Personal information
- Full name: William Anderson
- Date of birth: 25 April 1862
- Place of birth: Glasgow, Scotland
- Date of death: Unknown
- Position(s): Outside forward

Youth career
- Shawlands Athletic

Senior career*
- Years: Team / Apps / (Gls)
- 1879–1885: Queen's Park

International career
- 1882–1885: Scotland / 6 / (3)

= William Anderson (Scottish footballer) =

Scottish footballer

William Anderson (born 25 April 1862) was a Scottish footballer who played as a right winger. He played club football for Queen's Park and appeared in the sides that won the Scottish Cup in 1881, 1882 and 1884, and finished as runners-up in the English FA Cup in 1884 and 1885.

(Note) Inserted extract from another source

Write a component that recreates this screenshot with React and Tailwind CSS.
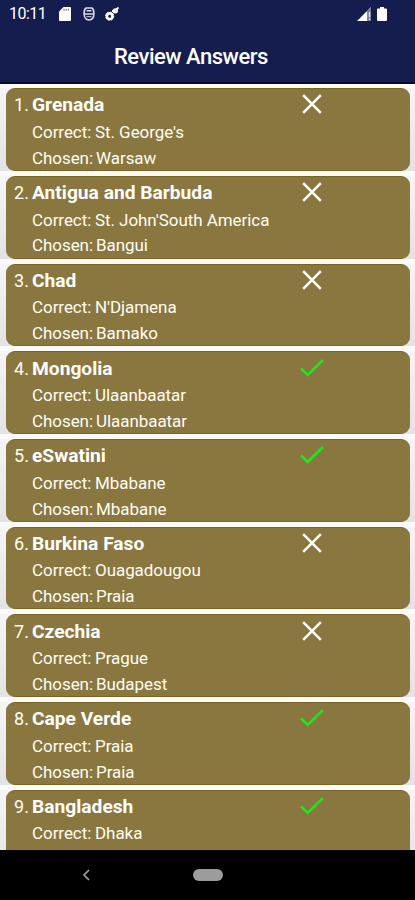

He made his international debut for Scotland on 11 March 1882 and went on to play six matches in the next three years, never ending on the losing side. In his final appearance in the 1884–85 British Home Championship on 23 March 1885, he scored twice (Note: The SFA website and London Hearts website credit Robert Calderwood with two goals against Wales; Andy Mitchell's book and John Litster's files assign the first of these to Anderson, which would make him the fifth player to score an international hat-trick for Scotland (his three being completed before those by Joseph Lindsay in the same match).) in an 8–1 win over Wales.

He worked in the insurance industry, and moved to England after living in the United States for several years (where he played for the Chicago Thistles).